The one we’re most drawn to involves “a power affecting a person, thing or course of events, especially one that operates without any direct or apparent effort.” There’s an additional way of defining the word that concerns “factors believed to be caused by the changing positions of the stars and planets in relation to their positions at the time of one’s birth.”
Over the last half-century plus in the sports media world of Southern California, we’ve been blessed with a unique list of star-driven play-by-play men, somehow aligned in a galaxy to exert a gravitational pull that has affected the course of events in a young broadcasters’ career.
“I always tell people that growing up in Southern California, I feel like I went to a de facto ‘Sportscaster School’,” said John Ireland, in his second year of calling Lakers games on the radio. “Chick Hearn did the Lakers, Vin Scully had the Dodgers, Bob Miller with the Kings and Dick Enberg was with the Angels.
“Anyone who grew up in Los Angeles had a huge head start just by listening to those guys every night. It was invaluable. I didn’t know what a bad announcer was until I left the market to start my career.”
An informal poll among a handful of the home-town play-by-play men working in the business today trying to mine the richness of Southern California influences that washed over them as they grew up produced a remarkable Top 10 list.
We could easily include people like Al Michaels and Keith Jackson – part of the region’s heritage who made their mark mostly on the national stage. But if we focused solely on those who called sports in the L.A. and Orange County markets and took it back as far as the memory could go, our Sportscasting 101 honorees would have to include, in no particular order:
He landed in L.A. via Illinois to call USC football and basketball in 1956, got sidetracked by a Lakers owner who needed to boost attendance, and ended up in the Basketball Hall of Fame as a contributor to the utmost of his abilities in a 42-year career with the franchise.
His gift was engaging the listener with honesty, showmanship and a strong work ethic (i.e.: his incredibly long broadcasting streak), plus having a sense of humor about yourself. And never forget the score.
Those like Ireland, Paul Sunderland and Bill Macdonald, who grew up in L.A. absorbing the works of Hearn, have become a direct linage to his legacy, trying to help fill a void over the last 10 years.
Ireland, who grew up in Newport Beach and went to UCLA, went out of state for a time for work before circling back at KCAL-Channel 9 in 1995, and recalls his first meeting with Hearn, who heard Ireland calling Clippers games on the radio.
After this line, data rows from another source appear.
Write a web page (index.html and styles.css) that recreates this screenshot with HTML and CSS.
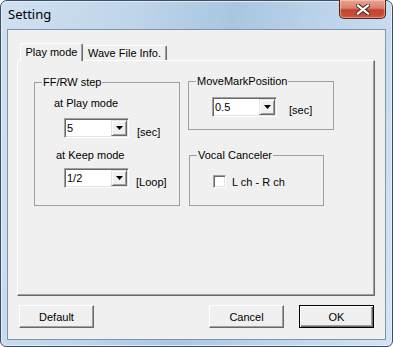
FILE: index.html
```html
<!DOCTYPE html>
<html>
    <head>
        <meta charset="utf-8">
        <title>Setting</title>
        <link rel="stylesheet" href="styles.css">
    </head>
    <body>
        <div class="window">
            <div class="titlebar">
                <span class="title">Setting</span>
                <div class="close_btn">
                    <svg width="14" height="11" viewBox="0 0 14 11">
                        <path d="M2 1.5 L12 9.5 M12 1.5 L2 9.5" stroke="#4a2a26" stroke-width="4.2" stroke-linecap="square"/>
                        <path d="M2 1.5 L12 9.5 M12 1.5 L2 9.5" stroke="#ffffff" stroke-width="2.2" stroke-linecap="square"/>
                    </svg>
                </div>
            </div>

            <div class="client">
                <div class="tabs">
                    <div class="tab tab_active">Play mode</div>
                    <div class="tab tab_wave">Wave File Info.</div>
                </div>

                <div class="tab_panel">
                    <div class="col_left">
                        <fieldset class="group group_step">
                            <legend>FF/RW step</legend>
                            <div class="group_body">
                                <div class="field_label label_play">at Play mode</div>
                                <div class="field_row row_play">
                                    <div class="combo">
                                        <span class="combo_value">5</span>
                                        <span class="combo_arrow"><svg width="7" height="4"><polygon points="0,0 7,0 3.5,4" fill="#000"/></svg></span>
                                    </div>
                                    <span class="unit unit_sec">[sec]</span>
                                </div>
                                <div class="field_label label_keep">at Keep mode</div>
                                <div class="field_row row_keep">
                                    <div class="combo">
                                        <span class="combo_value">1/2</span>
                                        <span class="combo_arrow"><svg width="7" height="4"><polygon points="0,0 7,0 3.5,4" fill="#000"/></svg></span>
                                    </div>
                                    <span class="unit unit_loop">[Loop]</span>
                                </div>
                            </div>
                        </fieldset>
                    </div>

                    <div class="col_right">
                        <fieldset class="group group_move">
                            <legend>MoveMarkPosition</legend>
                            <div class="group_body">
                                <div class="field_row row_move">
                                    <div class="combo">
                                        <span class="combo_value">0.5</span>
                                        <span class="combo_arrow"><svg width="7" height="4"><polygon points="0,0 7,0 3.5,4" fill="#000"/></svg></span>
                                    </div>
                                    <span class="unit unit_move">[sec]</span>
                                </div>
                            </div>
                        </fieldset>

                        <fieldset class="group group_vocal">
                            <legend>Vocal Canceler</legend>
                            <div class="group_body">
                                <label class="check_row">
                                    <span class="checkbox"></span>
                                    <span class="check_text">L ch - R ch</span>
                                </label>
                            </div>
                        </fieldset>
                    </div>
                </div>

                <div class="button_row">
                    <button class="btn">Default</button>
                    <span class="spacer"></span>
                    <button class="btn">Cancel</button>
                    <button class="btn btn_default">OK</button>
                </div>
            </div>
        </div>
    </body>
</html>
```

FILE: styles.css
```css
body {
    margin: 0;
    padding: 0;
    background: #ffffff;
    font-family: "Liberation Sans", Arial, sans-serif;
    font-size: 11px;
    color: #000000;
}

div.window {
    width: 393px;
    height: 347px;
    box-sizing: border-box;

    border: 1px solid #3a4f66;
    border-radius: 7px 7px 6px 6px;
    padding: 0 6px 6px 6px;

    background: linear-gradient(100deg, #d0e0f1 0%, #bfd5ea 30%, #a9c6e1 52%, #bcd3ea 72%, #d4e4f3 100%);
    box-shadow: inset 0 0 0 1px #e4eef8;
}

/* title bar */

div.titlebar {
    height: 28px;
    display: flex;
    justify-content: space-between;
    align-items: flex-start;
}

span.title {
    margin-top: 4px;
    margin-left: 1px;
    font-family: "Noto Sans", sans-serif;
    font-size: 13px;
    line-height: 18px;
    color: #000000;
}

div.close_btn {
    width: 47px;
    height: 19px;
    margin-top: -1px;
    box-sizing: border-box;

    border: 1px solid #5a2119;
    border-top: none;
    border-radius: 0 0 5px 5px;

    background: linear-gradient(to bottom, #e8a493 0%, #d7806d 45%, #c4432f 55%, #c8533c 100%);
    box-shadow: inset 0 0 1px 1px rgba(255, 220, 210, 0.5);

    display: flex;
    justify-content: center;
    align-items: center;
}

/* client area */

div.client {
    height: 311px;
    box-sizing: border-box;

    border: 1px solid #7f93aa;
    background: #f0f0f0;

    padding-top: 13px;
}

div.tabs {
    height: 17px;
    margin-left: 12px;

    display: flex;
    align-items: flex-end;
}

div.tab {
    box-sizing: border-box;
    border-top: 1px solid #ffffff;
    border-left: 1px solid #ffffff;
    border-right: 1px solid #696969;
    box-shadow: inset -1px 0 0 #a0a0a0;
    border-radius: 2px 2px 0 0;

    background: #f0f0f0;
    text-align: center;
    white-space: nowrap;
}

div.tab_active {
    width: 63px;
    height: 18px;
    margin-bottom: -1px;
    padding-top: 2px;
    line-height: 13px;

    position: relative;
    z-index: 1;
}

div.tab_wave {
    width: 84px;
    height: 15px;
    padding-top: 1px;
    line-height: 13px;
    border-left: none;
}

div.tab_panel {
    width: 358px;
    height: 236px;
    box-sizing: border-box;
    margin-left: 9px;

    border: 1px solid;
    border-color: #ffffff #696969 #696969 #ffffff;
    box-shadow: inset -1px -1px 0 #a0a0a0;

    display: flex;
    gap: 8px;
    padding-left: 16px;
}

/* group boxes */

fieldset.group {
    box-sizing: border-box;
    margin: 0;
    padding: 0;
    border: 1px solid #a0a0a0;
    min-width: 0;
}

fieldset.group legend {
    margin-left: 7px;
    padding: 0 1px;
    line-height: 13px;
}

fieldset.group_step {
    width: 146px;
    height: 130px;
    margin-top: 15px;
}

fieldset.group_move {
    width: 146px;
    height: 55px;
    margin-top: 14px;
}

fieldset.group_vocal {
    width: 135px;
    height: 57px;
    margin-top: 19px;
    margin-left: 1px;
}

div.field_label {
    line-height: 13px;
}

div.label_play {
    margin-top: 8px;
    margin-left: 19px;
}

div.label_keep {
    margin-top: 10px;
    margin-left: 21px;
}

div.field_row {
    display: flex;
    align-items: flex-start;
}

div.row_play {
    margin-top: 8px;
    margin-left: 29px;
    gap: 8px;
}

div.row_keep {
    margin-top: 6px;
    margin-left: 29px;
    gap: 7px;
}

div.row_move {
    margin-top: 9px;
    margin-left: 23px;
    gap: 12px;
}

span.unit {
    line-height: 13px;
}

span.unit_sec,
span.unit_loop {
    margin-top: 8px;
}

span.unit_move {
    margin-top: 7px;
}

/* combo box */

div.combo {
    width: 65px;
    height: 20px;
    box-sizing: border-box;

    border: 1px solid;
    border-color: #a0a0a0 #ffffff #ffffff #a0a0a0;
    box-shadow: inset 1px 1px 0 #696969, inset -1px -1px 0 #e3e3e3;
    padding: 1px;

    background: #ffffff;
    display: flex;
}

span.combo_value {
    flex: 1;
    padding-left: 1px;
    line-height: 16px;
}

span.combo_arrow {
    width: 16px;
    height: 16px;
    box-sizing: border-box;

    border: 1px solid;
    border-color: #e3e3e3 #696969 #696969 #e3e3e3;
    box-shadow: inset 1px 1px 0 #ffffff, inset -1px -1px 0 #a0a0a0;
    background: #f0f0f0;

    display: flex;
    justify-content: center;
    align-items: center;
}

span.combo_arrow svg {
    display: block;
}

/* check box */

label.check_row {
    display: flex;
    align-items: flex-start;
    gap: 6px;
    margin-top: 13px;
    margin-left: 23px;
}

span.checkbox {
    width: 13px;
    height: 13px;
    box-sizing: border-box;

    border: 1px solid;
    border-color: #a0a0a0 #ffffff #ffffff #a0a0a0;
    box-shadow: inset 1px 1px 0 #696969, inset -1px -1px 0 #e3e3e3;
    background: #ffffff;
}

span.check_text {
    margin-top: 1px;
    line-height: 13px;
}

/* buttons */

div.button_row {
    display: flex;
    gap: 15px;
    margin-top: 9px;
    padding: 0 11px;
}

span.spacer {
    flex: 1;
}

button.btn {
    width: 75px;
    height: 23px;
    box-sizing: border-box;
    margin: 0;
    padding: 0;

    border: 1px solid;
    border-color: #ffffff #696969 #696969 #ffffff;
    box-shadow: inset -1px -1px 0 #a0a0a0;
    border-radius: 0;

    background: #f0f0f0;
    font-family: "Liberation Sans", Arial, sans-serif;
    font-size: 11px;
    color: #000000;
}

button.btn_default {
    border: 1px solid #000000;
    box-shadow: inset 1px 1px 0 #ffffff, inset -1px -1px 0 #696969, inset -2px -2px 0 #a0a0a0;
}
```
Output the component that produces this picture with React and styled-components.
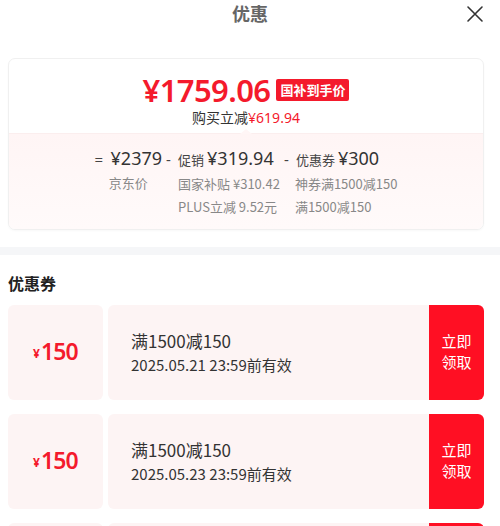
import React from 'react';
import styled, { createGlobalStyle } from 'styled-components';

const GlobalStyle = createGlobalStyle`
  body {
    margin: 0;
    background: #fff;
    font-family: "Noto Sans", "Noto Sans CJK SC", sans-serif;
    color: #333;
  }
`;

const RED = '#f41a2c';

const Page = styled.div`
  width: 500px;
  height: 526px;
  overflow: hidden;
  background: #fff;
`;

const Header = styled.div`
  position: relative;
  height: 28px;
  display: flex;
  align-items: center;
  justify-content: center;
  margin-bottom: 30px;
`;

const Title = styled.div`
  font-size: 18px;
  font-weight: 700;
  color: #666;
  line-height: 26px;
`;

const Close = styled.button`
  position: absolute;
  right: 16px;
  top: 5px;
  width: 18px;
  height: 18px;
  padding: 0;
  border: 0;
  background: none;
  display: flex;
`;

const Inner = styled.div`
  padding: 0 16px 0 8px;
`;

const PriceCard = styled.div`
  border: 1px solid #f0f0f0;
  border-radius: 7px;
  overflow: hidden;
  box-shadow: 0 1px 2px rgba(0, 0, 0, 0.03);
`;

const PriceTop = styled.div`
  display: flex;
  flex-direction: column;
  align-items: center;
  padding-top: 15px;
  height: 59px;
  position: relative;
`;

const PriceRow = styled.div`
  display: flex;
  align-items: center;
  gap: 6px;
  height: 32px;
`;

const BigPrice = styled.span`
  color: ${RED};
  font-size: 31px;
  font-weight: 600;
  letter-spacing: -0.6px;
  line-height: 32px;
`;

const Badge = styled.span`
  background: ${RED};
  color: #fff;
  font-family: "Noto Sans CJK SC", sans-serif;
  font-weight: 700;
  font-size: 13px;
  line-height: 22px;
  padding: 0 4px;
  border-radius: 2px;
`;

const Saving = styled.div`
  font-size: 14px;
  line-height: 20px;
  margin-top: 1px;
  font-family: "Noto Sans CJK SC", sans-serif;
  color: #333;

  em {
    font-style: normal;
    font-family: "Noto Sans", sans-serif;
    color: ${RED};
  }
`;

const Pointer = styled.span`
  position: absolute;
  bottom: -1px;
  left: 50%;
  margin-left: -6px;
  width: 0;
  height: 0;
  border-left: 6px solid transparent;
  border-right: 6px solid transparent;
  border-bottom: 5px solid #fff6f6;
`;

const Breakdown = styled.div`
  background: linear-gradient(#fff5f5, #fffafa);
  border-top: 1px solid #fbeeee;
  display: flex;
  justify-content: center;
  gap: 4px;
  padding: 12px 0 11px;
`;

const Col = styled.div`
  display: flex;
  flex-direction: column;
  align-items: ${p => (p.$center ? 'center' : 'flex-start')};
`;

const Head = styled.div`
  display: flex;
  align-items: baseline;
  color: #333;
  font-size: 18px;
  line-height: 24px;
  white-space: nowrap;

  small {
    font-family: "Noto Sans CJK SC", sans-serif;
    font-size: 13px;
    margin-right: 3px;
    color: #444;
  }
`;

const Op = styled.span`
  font-size: 15px;
  width: ${p => p.$w || 12}px;
  color: #444;
`;

const Sub = styled.div`
  font-size: 13px;
  line-height: 23px;
  color: #888;
  white-space: nowrap;
  padding-left: ${p => p.$indent || 0}px;
  font-family: "Noto Sans CJK SC", sans-serif;
`;

const Band = styled.div`
  height: 8px;
  background: #f5f6f8;
  margin-top: 17px;
`;

const SectionTitle = styled.div`
  font-size: 16px;
  font-weight: 700;
  color: #222;
  line-height: 22px;
  margin: 17px 0 11px;
  font-family: "Noto Sans CJK SC", sans-serif;
`;

const List = styled.div`
  display: flex;
  flex-direction: column;
  gap: 14px;
`;

const Coupon = styled.div`
  display: flex;
  height: 95px;
`;

const Stub = styled.div`
  width: 95px;
  background: #fdf4f4;
  border-radius: 6px;
  display: flex;
  align-items: center;
  justify-content: center;
  padding-bottom: 4px;
  box-sizing: border-box;
  color: ${RED};

  small {
    font-size: 12px;
    font-weight: 700;
    margin-right: 1px;
    margin-top: 5px;
  }
  b {
    font-size: 23px;
    font-weight: 600;
    letter-spacing: -0.8px;
  }
`;

const Body = styled.div`
  flex: 1;
  margin-left: 5px;
  background: #fdf4f4;
  border-radius: 6px 0 0 6px;
  display: flex;
  flex-direction: column;
  justify-content: center;
  padding-left: 23px;
  padding-bottom: 0;
  font-family: "Noto Sans CJK SC", sans-serif;
`;

const Rule = styled.div`
  font-size: 17px;
  line-height: 24px;
  color: #333;
`;

const Expire = styled.div`
  font-size: 15px;
  line-height: 24px;
  color: #333;
`;

const Grab = styled.button`
  width: 55px;
  border: 0;
  background: #ff0f23;
  color: #fff;
  font-family: "Noto Sans CJK SC", sans-serif;
  font-size: 15px;
  line-height: 21px;
  border-radius: 0 6px 6px 0;
  padding: 0 0 3px;
`;

const coupons = [
  { amount: 150, rule: '满1500减150', expire: '2025.05.21 23:59前有效' },
  { amount: 150, rule: '满1500减150', expire: '2025.05.23 23:59前有效' },
  { amount: 150, rule: '满1500减150', expire: '2025.05.25 23:59前有效' },
];

export default function App() {
  return (
    <Page>
      <GlobalStyle />
      <Header>
        <Title>优惠</Title>
        <Close aria-label="关闭">
          <svg width="18" height="18" viewBox="0 0 18 18">
            <path d="M2 2L16 16M16 2L2 16" stroke="#333" strokeWidth="1.6" strokeLinecap="round" />
          </svg>
        </Close>
      </Header>
      <Inner>
        <PriceCard>
          <PriceTop>
            <PriceRow>
              <BigPrice>¥1759.06</BigPrice>
              <Badge>国补到手价</Badge>
            </PriceRow>
            <Saving>
              购买立减<em>¥619.94</em>
            </Saving>
            <Pointer />
          </PriceTop>
          <Breakdown>
            <Col $center>
              <Head>
                <Op $w={16}>=</Op>¥2379
              </Head>
              <Sub>京东价</Sub>
            </Col>
            <Col>
              <Head>
                <Op>-</Op>
                <small>促销</small>¥319.94
              </Head>
              <Sub $indent={12}>国家补贴 ¥310.42</Sub>
              <Sub $indent={12}>PLUS立减 9.52元</Sub>
            </Col>
            <Col>
              <Head>
                <Op>-</Op>
                <small>优惠券</small>¥300
              </Head>
              <Sub $indent={11}>神券满1500减150</Sub>
              <Sub $indent={11}>满1500减150</Sub>
            </Col>
          </Breakdown>
        </PriceCard>
      </Inner>
      <Band />
      <Inner>
        <SectionTitle>优惠券</SectionTitle>
        <List>
          {coupons.map((c, i) => (
            <Coupon key={i}>
              <Stub>
                <small>¥</small>
                <b>{c.amount}</b>
              </Stub>
              <Body>
                <Rule>{c.rule}</Rule>
                <Expire>{c.expire}</Expire>
              </Body>
              <Grab>
                立即
                <br />
                领取
              </Grab>
            </Coupon>
          ))}
        </List>
      </Inner>
    </Page>
  );
}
“He said, ‘Marge (his wife) and I were listening in the car and I think you’re great – you have a real natural enthusiasm – don’t lose that’,” said Ireland. “The other thing he reminded me: ‘Tell the truth – the audience isn’t stupid’.”
You could fill a book with Hearn stories – as Steve Springer did in 2004, finishing up Hearn’s unpublished memoirs a year after his passing.
In the book, Isaac Lowenkron, working these days for the Clippers, recalled when he was a 19-year-old USC student who spent a half hour with Hearn before a public appearance to soak in advice on what it took to become a basketball broadcaster.
“When he talked to me, there was an incredible amount of sincerity in his eyes, as if you were a member of his family,” wrote Lowenkron. “It was like getting advice on writing from Shakespeare. It was like talking music with Mozart.”
“Chick Hearn taught me how to play basketball. He also taught me how to think about the game, ultimately showing me how to love a world that would become my life.. . . The creativity, the excitement, the intensity, the exuberance, the vibrancy, the honesty, the personal touch were all delivered in a way that convinced me that he was speaking directly to me.”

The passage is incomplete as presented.